If you want to get fancy, test different fan speeds, cold plate shapes, and module voltages. Some Peltier modules operate more efficiently below their maximum rated current. Running a module at full blast can create more waste heat than your hot-side system can comfortably reject. Sometimes backing off the current gives better real-world cooling. Yes, the module may be less dramatic, but so are most good engineering decisions.
My Experience Building and Testing a Thermoelectric Freezer
The first time I built a small freezer with thermoelectric coolers, I made the same mistake almost everyone makes: I focused on the cold side because cold is exciting. I bought the Peltier module, admired the frosty ceramic face during a quick test, and assumed the rest of the project would be easy. Then I mounted it to a small heat sink that looked large enough in the product photo but performed like a decorative cheese grater. Within minutes, the hot side warmed up, the cold side stopped being impressive, and the whole box settled into a temperature range best described as “optimistic refrigerator.”
The breakthrough came when I stopped treating the hot side as an accessory and started treating it as the main event. I upgraded to a much larger CPU cooler, used better thermal paste, and tightened the mounting pressure evenly. The difference was immediate. The cold plate pulled down faster, frost appeared more evenly, and the chamber finally dropped below freezing. That taught me the most useful rule of thermoelectric cooling: the cold side is only as good as the hot side is calm.
Insulation was the second lesson. My first box had thin foam and a lid that technically closed, in the same way a screen door technically separates indoors from outdoors. Warm, humid air leaked in constantly, which caused frost to build near the cold plate while the rest of the chamber lagged behind. After rebuilding the box with thicker foam, aluminum tape on the seams, and proper weatherstripping around the lid, the freezer behaved like a completely different machine. It held temperature longer, cycled less often, and no longer seemed personally offended by room temperature.

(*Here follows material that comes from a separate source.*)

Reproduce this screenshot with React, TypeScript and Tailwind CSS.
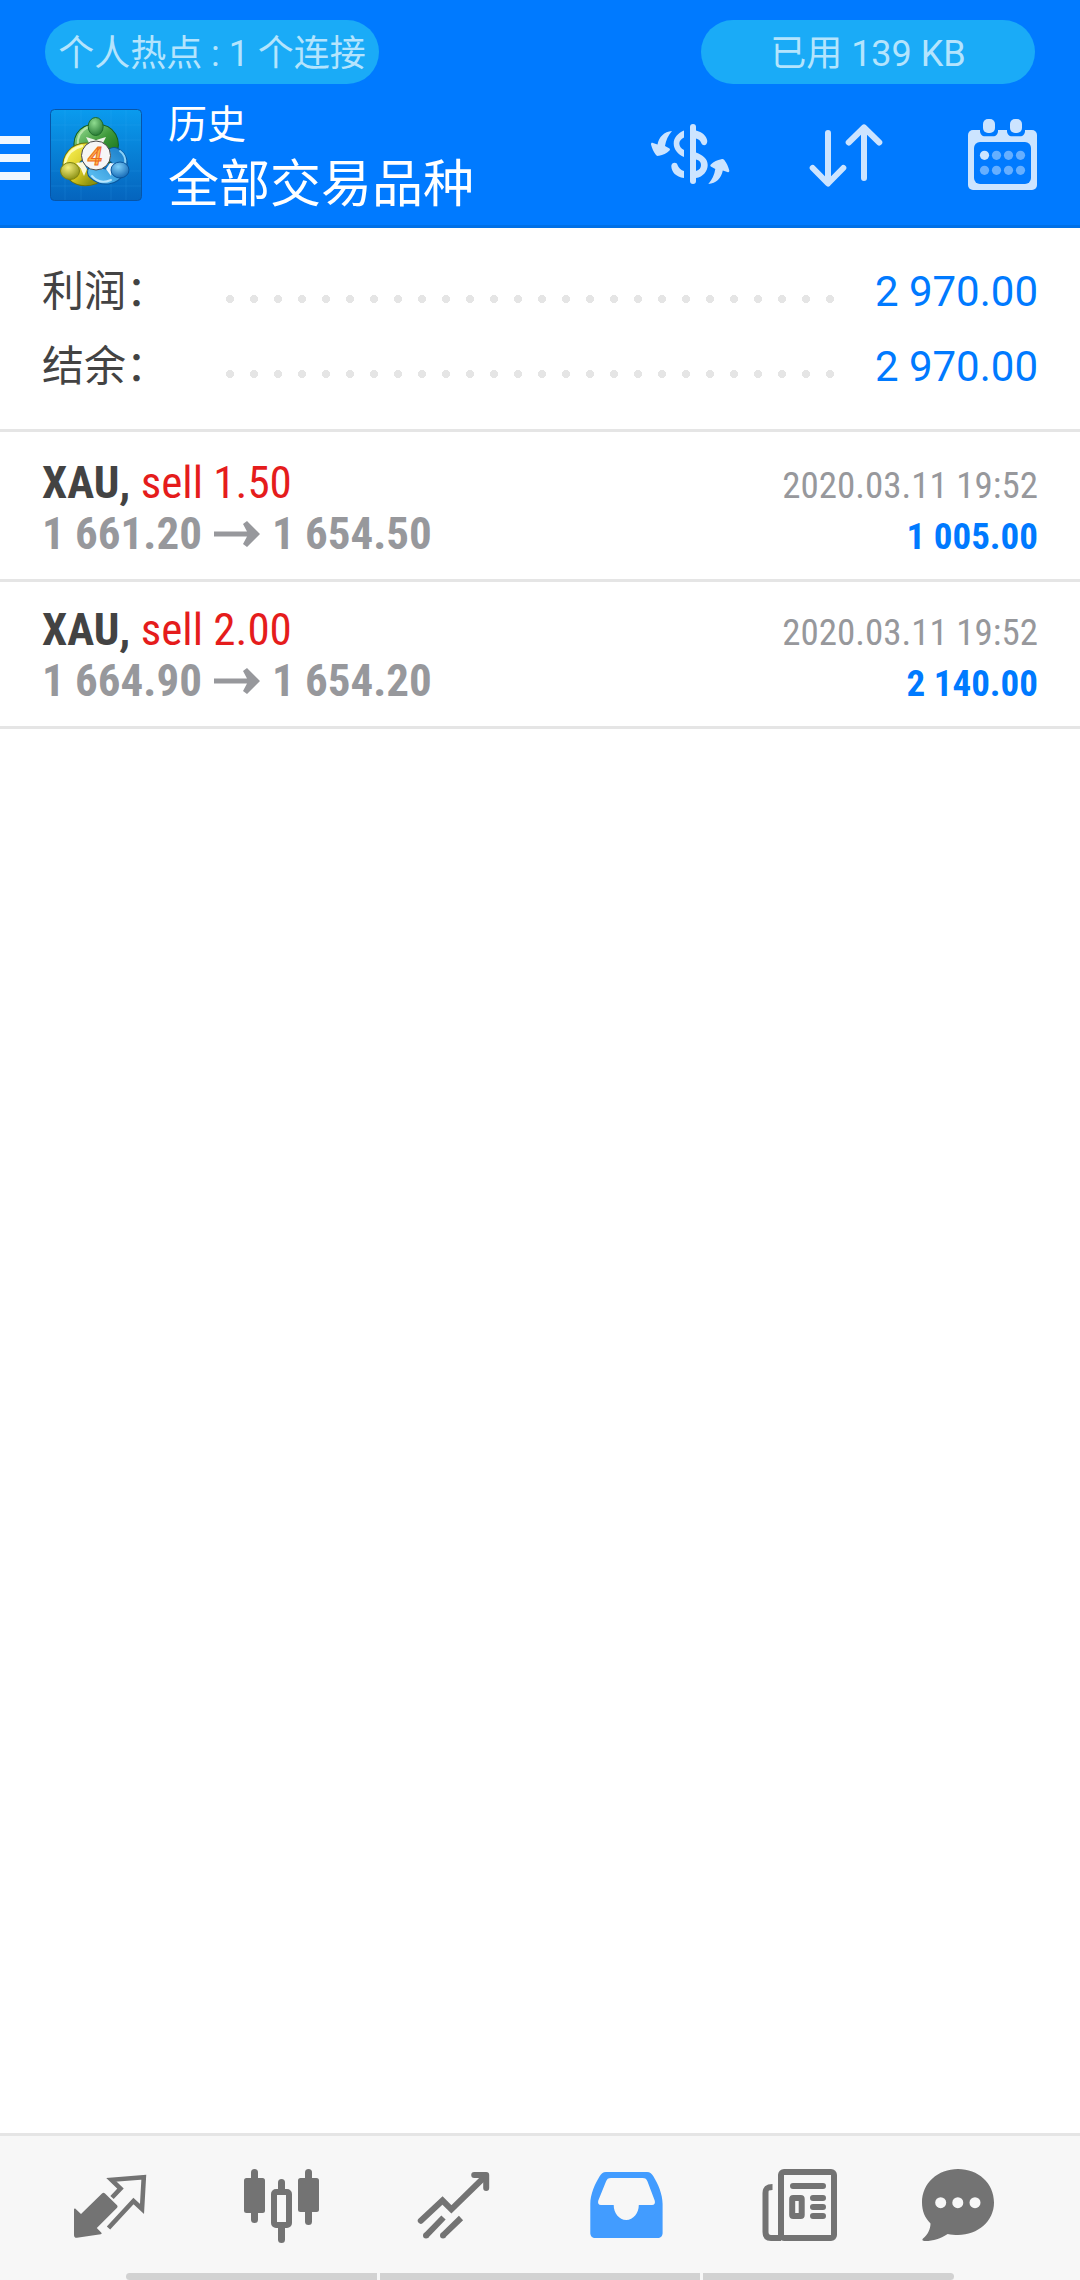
// Trade history screen: account totals, closed deals and the bottom tab bar

import type { ReactNode } from "react";

interface Deal {
  id: number;
  symbol: string;
  side: string;
  open: string;
  close: string;
  time: string;
  profit: string;
}

const totals = [
  { label: "利润：", value: "2 970.00" },
  { label: "结余：", value: "2 970.00" },
];

const deals: Deal[] = [
  {
    id: 1,
    symbol: "XAU,",
    side: "sell 1.50",
    open: "1 661.20",
    close: "1 654.50",
    time: "2020.03.11 19:52",
    profit: "1 005.00",
  },
  {
    id: 2,
    symbol: "XAU,",
    side: "sell 2.00",
    open: "1 664.90",
    close: "1 654.20",
    time: "2020.03.11 19:52",
    profit: "2 140.00",
  },
];

function AppLogo() {
  return (
    <svg viewBox="0 0 92 92" className="size-[92px] shrink-0" aria-hidden="true">
      <defs>
        <linearGradient id="tile" x1="0" y1="0" x2="0" y2="1">
          <stop offset="0" stopColor="#0a9bee" />
          <stop offset="1" stopColor="#0564bd" />
        </linearGradient>
        <linearGradient id="green" x1="0" y1="0" x2="1" y2="1">
          <stop offset="0" stopColor="#7cc878" />
          <stop offset="0.5" stopColor="#3f9a3b" />
          <stop offset="1" stopColor="#1f7a22" />
        </linearGradient>
        <linearGradient id="yellow" x1="0" y1="0" x2="1" y2="1">
          <stop offset="0" stopColor="#f2e94a" />
          <stop offset="0.6" stopColor="#d3c520" />
          <stop offset="1" stopColor="#8f9410" />
        </linearGradient>
        <linearGradient id="blue" x1="1" y1="0" x2="0" y2="1">
          <stop offset="0" stopColor="#2488d0" />
          <stop offset="1" stopColor="#55b8ee" />
        </linearGradient>
        <radialGradient id="greenHead" cx="0.4" cy="0.3" r="0.8">
          <stop offset="0" stopColor="#8fdc90" />
          <stop offset="1" stopColor="#1c6f2a" />
        </radialGradient>
        <radialGradient id="yellowHead" cx="0.4" cy="0.3" r="0.8">
          <stop offset="0" stopColor="#f4ef7c" />
          <stop offset="1" stopColor="#7f8508" />
        </radialGradient>
        <radialGradient id="blueHead" cx="0.4" cy="0.3" r="0.8">
          <stop offset="0" stopColor="#7fd0fa" />
          <stop offset="1" stopColor="#0b5fae" />
        </radialGradient>
      </defs>
      <rect x="0.5" y="0.5" width="91" height="91" rx="4" fill="url(#tile)" stroke="#0655a8" />
      <path d="M15 1V91M31 1V91M61 1V91M76 1V91M1 16H91M1 31H91M1 62H91M1 77H91" stroke="#4db8ff" strokeOpacity="0.14" />

      <g fill="none" strokeLinecap="round">
        <path d="M34 43C29 32 34 23 46 23S64 32 58 46" stroke="#145c1c" strokeWidth="17" />
        <path d="M34 43C29 32 34 23 46 23S64 32 58 46" stroke="url(#green)" strokeWidth="15" />
        <path d="M28 36C27 27 32 21 38 18" stroke="#b5e4a8" strokeWidth="2" />
        <path d="M36 42C26 42 20 50 21 58C24 68 33 71 44 67" stroke="#6d7208" strokeWidth="17" />
        <path d="M36 42C26 42 20 50 21 58C24 68 33 71 44 67" stroke="url(#yellow)" strokeWidth="15" />
        <path d="M32 37C23 39 17 45 15 54" stroke="#fdfbb0" strokeWidth="2.5" />
        <path d="M64 46C70 49 71 55 68 60C63 69 53 70 45 63" stroke="#0a559c" strokeWidth="16" />
        <path d="M64 46C70 49 71 55 68 60C63 69 53 70 45 63" stroke="url(#blue)" strokeWidth="14" />
        <path d="M42 67C47 73 54 74 61 71" stroke="#b8e6fd" strokeWidth="2" />
        <path d="M70 42C74 45 76 50 75 55" stroke="#8ad2f8" strokeWidth="2" />
      </g>
      <path d="M36 28L46 31L56 28L52 36H40Z" fill="#eef5ea" />
      <path d="M26 54L33 53L37 60L34 67L31 60Z" fill="#fbf9dc" />
      <path d="M56 60L60 54L67 55L62 60L61 67Z" fill="#e6f5ff" />

      <ellipse cx="45.7" cy="17.5" rx="7.5" ry="9" fill="url(#greenHead)" stroke="#1d6a2a" />
      <ellipse cx="20" cy="62" rx="9.5" ry="8.5" fill="url(#yellowHead)" stroke="#7c8110" />
      <ellipse cx="70" cy="61" rx="9" ry="8" fill="url(#blueHead)" stroke="#0a559c" />
      <circle cx="46" cy="46.5" r="14.5" fill="#f6f6f6" stroke="#4a4a4a" />
      <text
        x="45"
        y="55.5"
        textAnchor="middle"
        fontSize="26"
        className="font-[Roboto] font-medium italic"
        fill="#ffb84d"
        stroke="#ee6a1c"
        strokeWidth="1"
      >
        4
      </text>
    </svg>
  );
}

function CurrencyIcon() {
  return (
    <svg viewBox="0 0 84 84" className="size-[84px] fill-[#cce4ff]" aria-hidden="true">
      <rect x="42" y="11" width="6" height="60" rx="3" />
      <path d="M36 17.5C30 20 25.7 24.5 25.7 30.5S30 41.5 36 44V37C33 35.5 31.3 33 31.3 30.5S33 26 36 24.5Z" />
      <path d="M23.3 53C23.3 49 29 48.5 29.5 52C30.5 55 33 57.3 36 58V65C28 64 23.5 59 23.3 53Z" />
      <path d="M48 17.5C54 19 58.5 22.5 59.3 28C59.3 32.5 55 33.5 53.5 30.5C52.5 28 51 26 48 25.5Z" />
      <path d="M48 39.5C55 42 59.7 46 59.7 52S55 64 48 65V58C51.5 57 53 55 53 52S51.5 47.5 48 46.5Z" />
      <path
        id="swing"
        d="M24 18C16 18.5 11 24 9.5 31.5L5 30C3.5 29.5 3 30 3 31.5C4 35 5.5 39 8 42C9 43 9.5 43 11 42.8C15 42 18.5 40.5 21.5 37.5C22.3 36.5 22 36 21.5 35.5L17 33C18 27 20 22.5 24 18Z"
      />
      <use href="#swing" transform="rotate(180 42.15 44.5)" />
    </svg>
  );
}

function SortIcon() {
  return (
    <svg
      viewBox="0 0 84 84"
      className="size-[84px] fill-none stroke-[#cce4ff] stroke-[6]"
      strokeLinecap="round"
      strokeLinejoin="round"
      aria-hidden="true"
    >
      <path d="M24 20V70M8.7 55L24 70.5L39.3 55" />
      <path d="M60 65V15M44.7 29.5L60 14.5L75.3 29.5" />
    </svg>
  );
}

function CalendarIcon() {
  return (
    <svg viewBox="0 0 84 84" className="size-[84px]" aria-hidden="true">
      <rect x="8" y="17" width="69" height="60" rx="5" fill="#cce4ff" />
      <rect x="14" y="29" width="57" height="42" rx="6" fill="#007aff" />
      <path d="M20 16H38V18C38 21 36 23.3 33 23.3H25C22 23.3 20 21 20 18Z" fill="#007aff" />
      <path d="M47 16H65V18C65 21 63 23.3 60 23.3H52C49 23.3 47 21 47 18Z" fill="#007aff" />
      <rect x="23" y="6" width="12" height="14" rx="5" fill="#cce4ff" />
      <rect x="50" y="6" width="12" height="14" rx="5" fill="#cce4ff" />
      {[24.5, 36.5, 48.5, 60.5].map((x) => (
        <g key={x}>
          <circle cx={x} cy="42.3" r="4.6" fill={x < 30 ? "#cce4ff" : "#66afff"} />
          <circle cx={x} cy="57.3" r="4.6" fill="#66afff" />
        </g>
      ))}
    </svg>
  );
}

function QuotesIcon() {
  return (
    <>
      <path
        d="M12 52.5C12 51.5 13 51.3 13.7 52L19 57L40 36.5C41 35.5 42 35.5 43 36.5L54.8 48C55.8 49 55.8 50 54.8 51L34.8 71L39.2 75.5C40 76.5 39.7 77 38.7 77.2L15 80.8C13 81 12 80 12 78Z"
        fill="currentColor"
      />
      <path
        d="M50 40.5L58.5 31.5L49.5 22.8L81.8 20.2L80 52L71.5 44L46.5 71"
        fill="none"
        stroke="currentColor"
        strokeWidth="4.6"
      />
    </>
  );
}

function ChartIcon() {
  return (
    <g fill="currentColor">
      <rect x="17" y="12" width="7" height="54" rx="3.5" />
      <rect x="10" y="21" width="21" height="35" rx="2.5" />
      <rect x="44" y="22" width="7" height="14" rx="3.5" />
      <rect x="44" y="66" width="7" height="20" rx="3.5" />
      <rect x="40" y="35" width="15" height="33" rx="2" fill="none" stroke="currentColor" strokeWidth="6" />
      <rect x="71" y="12" width="7" height="56" rx="3.5" />
      <rect x="64" y="21" width="21" height="34" rx="2.5" />
    </g>
  );
}

function TradeIcon() {
  return (
    <g fill="none" stroke="currentColor" strokeWidth="6">
      <path d="M14.8 63.7L36.5 43.5L45.4 52.3L79 19.5" strokeLinecap="round" />
      <path d="M68.2 18H80.2V31" strokeLinecap="round" strokeLinejoin="round" />
      <path d="M20 78.7L37.5 60.5M36.8 78.7L55 61" />
      <g fill="currentColor" stroke="none">
        <circle cx="20" cy="78.5" r="3" />
        <circle cx="37" cy="78.5" r="3" />
      </g>
    </g>
  );
}

function HistoryIcon() {
  return (
    <path
      fill="currentColor"
      fillRule="evenodd"
      d="M28 15H69C72 15 74 17 75.5 19.5C80 27 84.6 37 84.6 47V76C84.6 79 82.6 81 79.6 81H17.3C14.3 81 12.3 79 12.3 76V47C12.3 37 17 27 21.5 19.5C23 17 25 15 28 15ZM33 21C30 21 29 22 28 24.5L20.3 43.5C19.5 46 20.5 48 23 48H35.7C35.7 56 41 63 48.2 63S60.8 56 60.8 48H74C76.5 48 77.5 46 76.7 43.5L69.5 24.5C68.5 22 67.5 21 64.5 21Z"
    />
  );
}

function NewsIcon() {
  return (
    <g fill="none" stroke="currentColor" strokeWidth="6">
      <rect x="31" y="15" width="53" height="66" rx="3" />
      <path d="M22.5 30C17.5 30 15.5 31 15.5 36V75C15.5 79 17.5 81 21 81H31" />
      <path d="M43 29H73M63 41H73M63 50H73M63 59H73" strokeLinecap="round" />
      <rect x="42.2" y="41" width="9.5" height="18" rx="1" />
    </g>
  );
}

function MessagesIcon() {
  return (
    <g>
      <path
        fill="currentColor"
        d="M36 12C56 12 72 26 72 45.5C72 64 56 78 36 78C32.5 78 29 77.8 25.7 77C19 81.5 11 84 3.5 84C0 84 0 82.5 1 81.5C6 77.5 8.5 72 8.5 66.5C3 61 0 54 0 45.5C0 26 16 12 36 12Z"
      />
      <g fill="#f7f7f7">
        <circle cx="18.7" cy="45.7" r="5.5" />
        <circle cx="35.8" cy="45.7" r="5.5" />
        <circle cx="53" cy="45.7" r="5.5" />
      </g>
    </g>
  );
}

const tabs: { name: string; icon: ReactNode; active?: boolean }[] = [
  { name: "行情", icon: <QuotesIcon /> },
  { name: "图表", icon: <ChartIcon /> },
  { name: "交易", icon: <TradeIcon /> },
  { name: "历史", icon: <HistoryIcon />, active: true },
  { name: "新闻", icon: <NewsIcon /> },
  { name: "消息", icon: <MessagesIcon /> },
];

function StatusPill({ children }: { children: ReactNode }) {
  return (
    <div className="flex h-16 w-[334px] items-center justify-center rounded-full bg-[#1aabf7] pt-[3px] text-[36px] whitespace-nowrap text-[#b4e4fd]">
      {children}
    </div>
  );
}

function DealRow({ deal }: { deal: Deal }) {
  return (
    <li className="border-b-3 border-[#e5e5e5] px-[42px] pt-[22px] pb-5 font-['Roboto_Condensed',Roboto,sans-serif] text-[45px] leading-[51px] whitespace-nowrap">
      <div className="flex h-[51px] items-baseline justify-between">
        <p>
          <span className="font-bold text-[#434343]">{deal.symbol}</span>{" "}
          <span className="text-[#e51c1c]">{deal.side}</span>
        </p>
        <p className="text-[37px] text-[#97989c]">{deal.time}</p>
      </div>
      <div className="flex h-[51px] items-baseline justify-between font-bold">
        <p className="flex items-center gap-3 text-[#97989c]">
          {deal.open}
          <svg viewBox="0 0 46 26" className="h-[26px] w-[46px]" aria-label="→">
            <path d="M0 10.5H33L29 3L33 0L46 13L33 26L29 23L33 15.5H0Z" fill="currentColor" />
          </svg>
          {deal.close}
        </p>
        <p className="text-[37px] text-[#007aff]">{deal.profit}</p>
      </div>
    </li>
  );
}

export default function App() {
  return (
    <div className="flex min-h-screen flex-col bg-white font-[Roboto,'Noto_Sans_CJK_SC',sans-serif]">
      <header className="border-b-3 border-[#0070e6] bg-[#007aff] pt-5">
        <div className="flex justify-between px-[45px]">
          <StatusPill>个人热点 : 1 个连接</StatusPill>
          <StatusPill>已用 139 KB</StatusPill>
        </div>

        <div className="flex h-[141px] items-center">
          <button aria-label="菜单" className="mr-5 flex w-[30px] flex-col gap-[10px] pt-[6px]">
            <span className="h-2 w-full bg-[#f0f7ff]" />
            <span className="h-2 w-full bg-[#f0f7ff]" />
            <span className="h-2 w-full bg-[#f0f7ff]" />
          </button>
          <AppLogo />
          <div className="ml-[26px] flex-1 pt-[6px] whitespace-nowrap text-white">
            <p className="text-[39px] leading-[54px]">历史</p>
            <h1 className="text-[51px] leading-[66px]">全部交易品种</h1>
          </div>
          <button aria-label="货币" className="flex w-[156px] justify-center">
            <CurrencyIcon />
          </button>
          <button aria-label="排序" className="flex w-[156px] justify-center">
            <SortIcon />
          </button>
          <button aria-label="日期" className="flex w-[156px] justify-center">
            <CalendarIcon />
          </button>
        </div>
      </header>

      <main className="flex-1">
        {/* Totals */}
        <dl className="border-b-3 border-[#e5e5e5] px-[42px] pt-[26px] pb-[25px] text-[42px] leading-[75px]">
          {totals.map((row) => (
            <div key={row.label} className="flex items-center">
              <dt className="w-44 whitespace-nowrap text-[#434343]">{row.label}</dt>
              {/* Dotted leader */}
              <dd
                aria-hidden="true"
                className="mt-3.5 mr-[30px] h-2 flex-1 bg-[radial-gradient(circle,#e5e5e5_4px,transparent_4px)] bg-[length:24px_8px] bg-repeat-x"
              />
              <dd className="text-[#007aff]">{row.value}</dd>
            </div>
          ))}
        </dl>

        {/* Closed deals */}
        <ul className="pt-[3px]">
          {deals.map((deal) => (
            <DealRow key={deal.id} deal={deal} />
          ))}
        </ul>
      </main>

      <nav className="border-t-3 border-[#e5e5e5] bg-[#f7f7f7] pt-[21px]">
        <div className="mb-5 flex px-6">
          {tabs.map((tab) => (
            <button key={tab.name} aria-label={tab.name} className="flex flex-1 justify-center">
              <svg
                viewBox="0 0 96 96"
                className={`size-24 ${tab.active ? "text-[#429cff]" : "text-[#737373]"}`}
                aria-hidden="true"
              >
                {tab.icon}
              </svg>
            </button>
          ))}
        </div>

        {/* Gesture hints */}
        <div className="mx-[126px] flex h-[7px] gap-[3px]">
          <span className="w-[251px] rounded-l-full bg-[#d2d2d2]" />
          <span className="flex-1 bg-[#d2d2d2]" />
          <span className="w-[251px] rounded-r-full bg-[#d2d2d2]" />
        </div>
      </nav>
    </div>
  );
}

The third lesson was patience. A thermoelectric freezer is not a blast freezer. It does not love warm loads. If I placed a room-temperature bottle of water inside, the temperature climbed and took a long time to recover. But when I pre-chilled the contents and used the chamber for small frozen packs, it performed much better. This is where expectations matter. The project felt disappointing when I judged it against a kitchen freezer. It felt excellent when I judged it as a compact, quiet, DC-powered mini freezer built on a workbench.
I also learned to respect condensation. Any wire passing into the chamber became a potential drip path. Any unsealed metal screw became a tiny heat bridge. Any exposed electrical connection near the cold zone made me nervous, and rightly so. After adding gaskets, sealing cable entries, and moving electronics away from moisture, the build became more reliable and less messy. Frost is charming until it melts into your wiring.
The most enjoyable part of the project was tuning it. I tested fan directions, added a small internal circulation fan, adjusted thermostat hysteresis, and measured pull-down times with different loads. Each small change taught me something. A DIY thermoelectric freezer is not just a gadget; it is a hands-on lesson in heat transfer, electrical power, airflow, insulation, and humility. Especially humility. The laws of thermodynamics do not care how cool your project looks on the bench.
If I were building another one, I would start with the best insulation I could reasonably fit, choose the hot-side heat sink before choosing the box, and design for easy access to every part. I would also build smaller than my ego wanted. A compact chamber that reaches below freezing is far more satisfying than a large box that gently chills disappointment. For hobbyists, that is the sweet spot: small, sealed, well-cooled, carefully wired, and tested with a thermometer instead of wishful thinking.
Conclusion
Building your own freezer with thermoelectric coolers is absolutely possible, as long as you design around the strengths and weaknesses of Peltier technology. Thermoelectric modules are compact, quiet, solid-state devices that can create below-freezing temperatures in small insulated spaces. But they demand excellent hot-side heat removal, thick insulation, careful sealing, moisture control, and realistic expectations.
If you want a full-size freezer for groceries, buy a compressor freezer. If you want a fascinating DIY project that teaches real engineering principles and can freeze small loads in a compact chamber, a thermoelectric freezer is a rewarding build. Start small, cool the hot side aggressively, seal every gap, and test everything. With enough patience, your little foam box can become a surprisingly capable mini freezerand you will never look at a heat sink the same way again.